11 Section 11. Normal approximation & Frequency properties
2021-11-19
11.1 Resources
- reading:
- BDA3 ch 4. Asymptotics and connections to non-Bayesian approaches
- reading instructions
- lectures:
- slides
11.2 Notes
11.2.1 Reading instructions
- chapter outline:
- 4.1 Normal approximation (Laplace’s method)
- 4.2 Large-sample theory
- 4.3 Counterexamples
- 4.4 Frequency evaluation (not part of the course, but interesting)
- 4.5 Other statistical methods (not part of the course, but interesting)

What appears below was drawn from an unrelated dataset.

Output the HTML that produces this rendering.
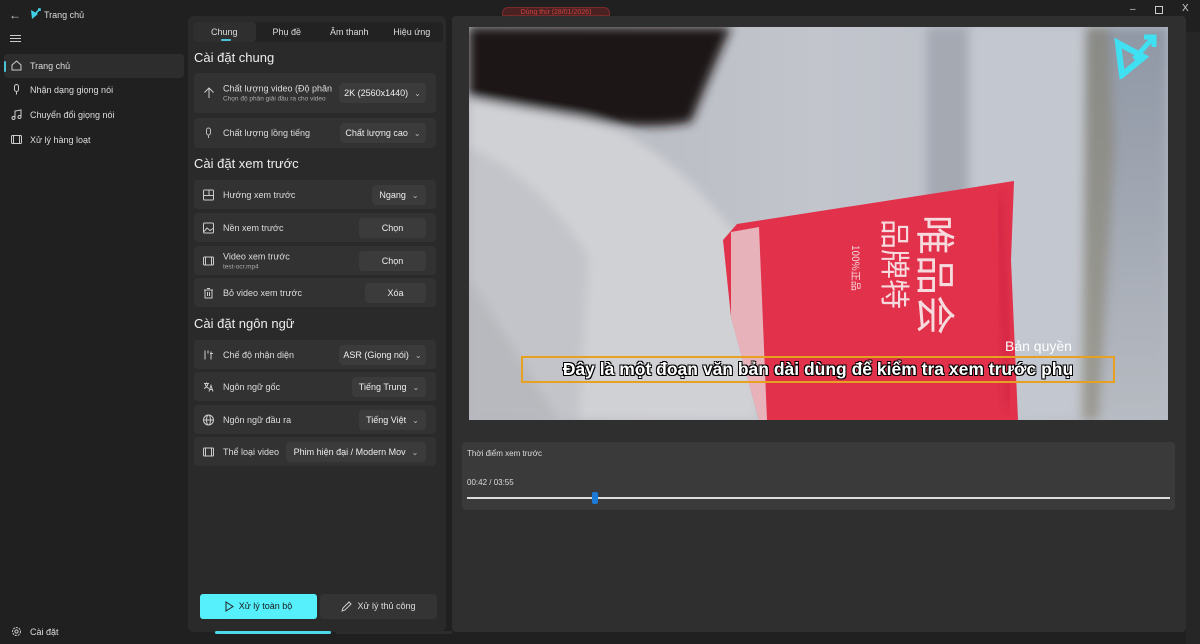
<!DOCTYPE html>
<html><head><meta charset="utf-8"><style>
*{box-sizing:border-box;margin:0;padding:0}
body{width:1200px;height:644px;background:#202020;font-family:"Liberation Sans","Noto Sans CJK SC",sans-serif;color:#e8e8e8;position:relative;overflow:hidden;font-size:9px}
.abs{position:absolute}
.nav{position:absolute;left:4px;width:180px;height:24px;display:flex;align-items:center;padding-left:26px;font-size:9px;color:#ddd}
.nav svg{position:absolute;left:7px;top:6px}
.panel{position:absolute;left:188px;top:16px;width:258px;height:616px;background:#2a2a2a;border-radius:6px}
.tabs{position:absolute;left:5px;top:6px;width:250px;height:20px;background:#222;border-radius:4px;display:flex}
.tabs div{flex:1;text-align:center;line-height:20px;font-size:9px;color:#ddd}
.tabs .on{background:#2f2f2f;border-radius:4px;position:relative}
.tabs .on:after{content:"";position:absolute;left:28px;bottom:1px;width:10px;height:2px;background:#4cc2d4;border-radius:1px}
h3{position:absolute;left:6px;font-weight:normal;font-size:13px;color:#eee}
.row{position:absolute;left:6px;width:242px;background:#323232;border-radius:4px;font-size:9px;color:#ddd}
.row .t{position:absolute;left:29px;top:50%;transform:translateY(-50%)}
.row .t small{display:block;font-size:6.5px;color:#aaa;margin-top:2px}
.row svg{position:absolute;left:9px;top:50%;transform:translateY(-50%)}
.btn{position:absolute;right:10px;top:50%;transform:translateY(-50%);height:20px;background:#3b3b3b;border-radius:4px;line-height:20px;text-align:center;font-size:9px;color:#eee}
.btn i{font-style:normal;font-size:8px;color:#bbb;margin-left:6px}
</style></head><body>
<div class="abs" style="left:9px;top:8px;font-size:12px;color:#ccc">←</div>
<svg class="abs" style="left:29px;top:8px" width="12" height="12" viewBox="0 0 12 12"><path d="M2 2 L9 6 L3 11 Z" fill="#3fd0e6"/><path d="M6 6 L11 1 M9 1 H11 V3" stroke="#3fd0e6" stroke-width="1.6" fill="none"/></svg>
<div class="abs" style="left:44px;top:10px;font-size:9px;color:#ddd">Trang chủ</div>
<div class="abs" style="left:10px;top:35px;width:11px;height:1px;background:#ccc;box-shadow:0 3px 0 #ccc,0 6px 0 #ccc"></div>
<div class="abs" style="left:502px;top:7px;width:108px;height:9px;background:#4a2222;border:1px solid #7a2a2a;border-radius:6px 6px 0 0;color:#d04040;font-size:7px;text-align:center;line-height:10px;overflow:hidden">Dùng thử (28/01/2026)</div>
<div class="abs" style="left:1130px;top:4px;font-size:10px;color:#ccc">–</div>
<div class="abs" style="left:1155px;top:6px;width:8px;height:8px;border:1px solid #ccc"></div>
<div class="abs" style="left:1182px;top:3px;font-size:10px;color:#ccc">X</div>

<div class="nav" style="top:54px;background:#2d2d2d;border-radius:4px">
<div class="abs" style="left:0;top:7px;width:2px;height:11px;background:#4cc2d4;border-radius:1px"></div>
<svg width="11" height="11" viewBox="0 0 11 11"><path d="M1 5 L5.5 1 L10 5 V10 H1 Z" stroke="#ccc" fill="none"/></svg>Trang chủ</div>
<div class="nav" style="top:78px"><svg width="11" height="11" viewBox="0 0 11 11"><rect x="3.5" y="0.5" width="4" height="7" rx="2" stroke="#ccc" fill="none"/><path d="M5.5 8 V10.5" stroke="#ccc"/></svg>Nhận dạng giọng nói</div>
<div class="nav" style="top:103px"><svg width="11" height="11" viewBox="0 0 11 11"><path d="M4 9 V2 L10 1 V8" stroke="#ccc" fill="none"/><circle cx="2.5" cy="9" r="1.5" stroke="#ccc" fill="none"/><circle cx="8.5" cy="8" r="1.5" stroke="#ccc" fill="none"/></svg>Chuyển đổi giọng nói</div>
<div class="nav" style="top:128px"><svg width="11" height="11" viewBox="0 0 11 11"><rect x="0.5" y="1.5" width="10" height="8" rx="1" stroke="#ccc" fill="none"/><path d="M2.5 1.5 V9.5 M8.5 1.5 V9.5" stroke="#ccc"/></svg>Xử lý hàng loạt</div>
<div class="nav" style="top:620px"><svg width="11" height="11" viewBox="0 0 11 11"><circle cx="5.5" cy="5.5" r="4" stroke="#ccc" stroke-dasharray="2 1" fill="none"/><circle cx="5.5" cy="5.5" r="1.6" stroke="#ccc" fill="none"/></svg>Cài đặt</div>

<div class="panel">
<div class="tabs"><div class="on">Chung</div><div>Phụ đề</div><div>Âm thanh</div><div>Hiệu ứng</div></div>
<h3 style="top:34px">Cài đặt chung</h3>
<div class="row" style="top:57px;height:40px"><svg width="12" height="12" viewBox="0 0 12 12"><path d="M6 11 V1 M1.5 5.5 L6 1 L10.5 5.5" stroke="#ccc" fill="none"/></svg><div class="t">Chất lượng video (Độ phân<small>Chọn độ phân giải đầu ra cho video</small></div><div class="btn" style="width:87px">2K (2560x1440)<i>⌄</i></div></div>
<div class="row" style="top:102px;height:30px"><svg width="11" height="11" viewBox="0 0 11 11"><rect x="3.5" y="0.5" width="4" height="7" rx="2" stroke="#bbb" fill="none"/><path d="M5.5 8 V10.5" stroke="#bbb"/></svg><div class="t">Chất lượng lồng tiếng</div><div class="btn" style="width:86px">Chất lượng cao<i>⌄</i></div></div>
<h3 style="top:140px">Cài đặt xem trước</h3>
<div class="row" style="top:164px;height:29px"><svg width="11" height="11" viewBox="0 0 11 11"><rect x="0.5" y="0.5" width="10" height="10" rx="1" stroke="#ccc" fill="none"/><path d="M0.5 6 H10.5 M6 0.5 V6" stroke="#ccc"/></svg><div class="t">Hướng xem trước</div><div class="btn" style="width:54px">Ngang<i>⌄</i></div></div>
<div class="row" style="top:197px;height:29px"><svg width="11" height="11" viewBox="0 0 11 11"><rect x="0.5" y="0.5" width="10" height="10" rx="1" stroke="#ccc" fill="none"/><path d="M1 9 L4 5.5 L7 8 L10 6" stroke="#ccc" fill="none"/></svg><div class="t">Nền xem trước</div><div class="btn" style="width:67px">Chọn</div></div>
<div class="row" style="top:230px;height:29px"><svg width="11" height="11" viewBox="0 0 11 11"><rect x="0.5" y="1.5" width="10" height="8" rx="1" stroke="#ccc" fill="none"/><path d="M2.5 1.5 V9.5 M8.5 1.5 V9.5" stroke="#ccc"/></svg><div class="t">Video xem trước<small>test-ocr.mp4</small></div><div class="btn" style="width:67px">Chọn</div></div>
<div class="row" style="top:262px;height:29px"><svg width="11" height="11" viewBox="0 0 11 11"><path d="M1 2.5 H10 M2 2.5 V10.5 H9 V2.5 M4 1 H7 M4.5 4.5 V8.5 M6.5 4.5 V8.5" stroke="#ccc" fill="none"/></svg><div class="t">Bỏ video xem trước</div><div class="btn" style="width:61px">Xóa</div></div>
<h3 style="top:300px">Cài đặt ngôn ngữ</h3>
<div class="row" style="top:324px;height:29px"><svg width="11" height="11" viewBox="0 0 11 11"><path d="M2 1 V10 M5 1 V4 M8 2 V10 M7 4 H10" stroke="#ccc" fill="none"/></svg><div class="t">Chế độ nhận diện</div><div class="btn" style="width:87px">ASR (Giọng nói)<i>⌄</i></div></div>
<div class="row" style="top:356px;height:29px"><svg width="11" height="11" viewBox="0 0 11 11"><path d="M1 2 H6 M3.5 1 V2 M2 2 Q3 6 6 7 M5 2 Q4 6 1 7 M6 10 L8 4 L10 10 M7 8 H9" stroke="#ccc" fill="none"/></svg><div class="t">Ngôn ngữ gốc</div><div class="btn" style="width:74px">Tiếng Trung<i>⌄</i></div></div>
<div class="row" style="top:389px;height:29px"><svg width="11" height="11" viewBox="0 0 11 11"><circle cx="5.5" cy="5.5" r="5" stroke="#ccc" fill="none"/><ellipse cx="5.5" cy="5.5" rx="2" ry="5" stroke="#ccc" fill="none"/><path d="M0.5 5.5 H10.5" stroke="#ccc"/></svg><div class="t">Ngôn ngữ đầu ra</div><div class="btn" style="width:67px">Tiếng Việt<i>⌄</i></div></div>
<div class="row" style="top:421px;height:29px"><svg width="11" height="11" viewBox="0 0 11 11"><rect x="0.5" y="1.5" width="10" height="8" rx="1" stroke="#ccc" fill="none"/><path d="M2.5 1.5 V9.5 M8.5 1.5 V9.5" stroke="#ccc"/></svg><div class="t">Thể loại video</div><div class="btn" style="width:140px;overflow:hidden;white-space:nowrap">Phim hiện đại / Modern Mov<i>⌄</i></div></div>
<div class="abs" style="left:12px;top:578px;width:117px;height:25px;background:#56f0fc;border-radius:3px;color:#1a1a1a;font-size:9px;line-height:25px;text-align:center">
<svg style="vertical-align:middle;margin-right:5px" width="9" height="11" viewBox="0 0 9 11"><path d="M1 1 L8 5.5 L1 10 Z" stroke="#222" fill="none"/></svg>Xử lý toàn bộ</div>
<div class="abs" style="left:132px;top:578px;width:117px;height:25px;background:#343434;border-radius:3px;color:#ddd;font-size:9px;line-height:25px;text-align:center">
<svg style="vertical-align:middle;margin-right:5px" width="11" height="11" viewBox="0 0 11 11"><path d="M1 10 L2 7 L8 1 L10 3 L4 9 Z" stroke="#ccc" fill="none"/></svg>Xử lý thủ công</div>
</div>
<div class="abs" style="left:215px;top:631px;width:116px;height:3px;background:#4cd8e6;border-radius:2px"></div>
<div class="abs" style="left:336px;top:631px;width:116px;height:3px;background:#2c2c2c"></div>

<div class="abs" style="left:452px;top:16px;width:734px;height:616px;background:#2f2f2f;border-radius:4px"></div>
<div class="abs" style="left:1186px;top:32px;width:14px;height:612px;background:#262626"></div>
<div class="abs" style="left:469px;top:27px;width:699px;height:393px;overflow:hidden">
<svg width="699" height="393" viewBox="0 0 699 393">
<defs>
<filter id="b"><feGaussianBlur stdDeviation="5"/></filter>
<linearGradient id="wall" x1="0" x2="1"><stop offset="0" stop-color="#b4b7be"/><stop offset="0.5" stop-color="#c2c5cc"/><stop offset="1" stop-color="#b7bcc6"/></linearGradient>
<linearGradient id="rt" x1="0" y1="0" x2="0" y2="1"><stop offset="0" stop-color="#8f97a5"/><stop offset="1" stop-color="#b7bbc2"/></linearGradient>
</defs>
<rect width="699" height="393" fill="url(#wall)"/>
<g filter="url(#b)">
<rect x="458" y="0" width="42" height="393" fill="#a4a9b2"/>
<rect x="500" y="0" width="116" height="393" fill="#c3c7cf"/>
<rect x="616" y="0" width="83" height="393" fill="url(#rt)"/>
<path d="M616 0 L640 0 L646 120 L630 393 L612 393 Z" fill="#857f6c" opacity="0.55"/>
<path d="M0 0 H262 Q240 50 222 95 Q170 105 110 90 Q50 80 0 70 Z" fill="#1c1819"/>
<path d="M0 72 Q60 82 120 92 Q180 110 235 170 L270 210 L290 393 H0 Z" fill="#d0d1d5"/>
<path d="M0 120 Q70 150 120 230 L110 393 H0 Z" fill="#c3c4c9"/>
<path d="M0 250 L90 393 H0 Z" fill="#b8b9be"/>
</g>
<polygon points="254,213 268,197 545,154 542,233 549,393 290,393 262,290" fill="#e2314b"/>
<polygon points="262,205 290,200 298,393 290,393 262,290" fill="#eadde0" opacity="0.75"/>
<path d="M530 170 L540 380" stroke="#b81c3a" stroke-width="6" opacity="0.5" filter="url(#b)"/>
<text x="452" y="188" fill="#f6dadd" font-size="40" font-family="Noto Sans CJK SC" transform="rotate(90 452 188)">唯品会</text>
<text x="415" y="192" fill="#f6dadd" font-size="30" font-family="Noto Sans CJK SC" transform="rotate(90 415 192)">品牌特</text>
<text x="383" y="218" fill="#f6dadd" font-size="10" font-family="Noto Sans CJK SC" transform="rotate(90 383 218)">100%正品</text>
</svg>
<svg class="abs" style="left:645px;top:6px" width="44" height="46" viewBox="0 0 44 46"><path d="M4 10 L30 24 L8 42 Z" fill="none" stroke="#3fe0f2" stroke-width="6"/><path d="M20 26 L38 6 M30 4 H40 V14" stroke="#3fe0f2" stroke-width="5" fill="none"/></svg>
<div class="abs" style="left:536px;top:311px;font-size:14px;color:#fff">Bản quyền</div>
<div class="abs" style="left:52px;top:329px;width:594px;height:27px;border:2px solid #e8a020;text-align:center;font-size:17.5px;font-weight:bold;color:#fff;line-height:23px;white-space:nowrap;text-shadow:-1px -1px 0 #000,1px -1px 0 #000,-1px 1px 0 #000,1px 1px 0 #000">Đây là một đoạn văn bản dài dùng để kiểm tra xem trước phụ</div>
</div>
<div class="abs" style="left:462px;top:442px;width:713px;height:68px;background:#3a3a3a;border-radius:4px">
<div class="abs" style="left:5px;top:7px;font-size:8px;color:#ddd">Thời điểm xem trước</div>
<div class="abs" style="left:5px;top:36px;font-size:8px;color:#ddd">00:42 / 03:55</div>
<div class="abs" style="left:5px;top:55px;width:703px;height:2px;background:#ddd"></div>
<div class="abs" style="left:130px;top:50px;width:6px;height:12px;background:#1a7ad6;border-radius:2px"></div>
</div>
</body></html>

11.2.2 Chapter 4. Asymptotics and connections to non-Bayesian approaches
- asymptotic theory: as sample size increased, the influence of the prior on the posteior decreases
- used as the justification of non-informative priors in many cases
4.1 Normal approximations of the posterior distribution
- if the posterior distribution \(p(\theta|y)\) is unimodal and symmetric, it is useful to approximate it as a normal
- therefore, the log of the posterior is a quadratic function of \(\theta\)
- “For a finite sample size \(n\), the normal approximation is typically more accurate for conditional and marginal distributions of components of \(\theta\) than for the full joint distribution.” (pg. 85)
- common to use the normal approximations to quickly debug or sanity-check a model’s code
4.2 Large-sample theory
- asymptotic normality of the posterior distribution: with more data from the same underlying process, the posterior distribution of the parameter vector approaches multivariate normality even if the true distribution of the data is not within the parametric family under consideration (pg. 87)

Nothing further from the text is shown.